Warshak mentions indirect evidence indicating that overnight visits improve parent-child relations, particularly with fathers. If men are caregivers for their infants, he says, they are less likely to abandon the child later on.

Many family law attorneys agree with this theory, but courts have been more hesitant to accept this new approach, says Scott N. Friedman, who practices in Columbus, Ohio.

"They’re starting to buy into the concept, but I don’t think it’s happening overnight," he says.

Friedman says it helps if he has evidence that the child goes to day care and has a variety of caregivers. Although he knows of no court opinions directly on point, he says that when presented with this type of evidence, judges will often approve the overnight visits.

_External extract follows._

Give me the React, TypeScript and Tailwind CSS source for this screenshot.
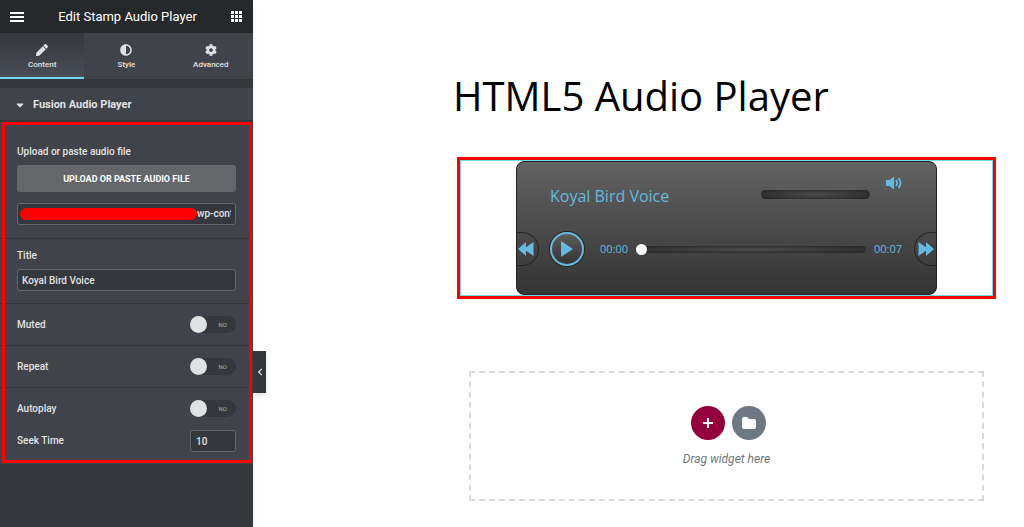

But he cautions that overnight visits don’t fit with every parenting plan. For example, he does not advocate them in situations where parents do not communicate well with each other or do not live near each other.

When the situation is right, however, Friedman thinks parenting plans that include overnight visits work better than arrangements where infants only see noncustodial parents a few times a month.

He cites his own family as an example. Last month, he spent four days in Seattle, attending the ABA Section of Family Law’s fall conference. When he returned home, he says his 1-year-old daughter did not warm up to him immediately. This situation, he says, illustrates how parents and infants who don’t see each other on a regular basis often have bonding problems.

"If your standard visitation is every other weekend and one night during the week, you’re a parent in name only," Friedman says. "The longer you wait for overnight visits, the more anxious it makes them."

But it’s not just lawyers and psychologists pressing for change–many noncustodial parents are requesting frequent overnight visits, too, says Barbara J. Aaby, vice chair of the Family Law Section’s custody committee. So far, she says, the requests are largely coming from noncustodial dads.

"It’s a welcome change," Aaby says. "It’s a really good trend to start with the assumption that given two good parents, they should both be actively involved in raising children."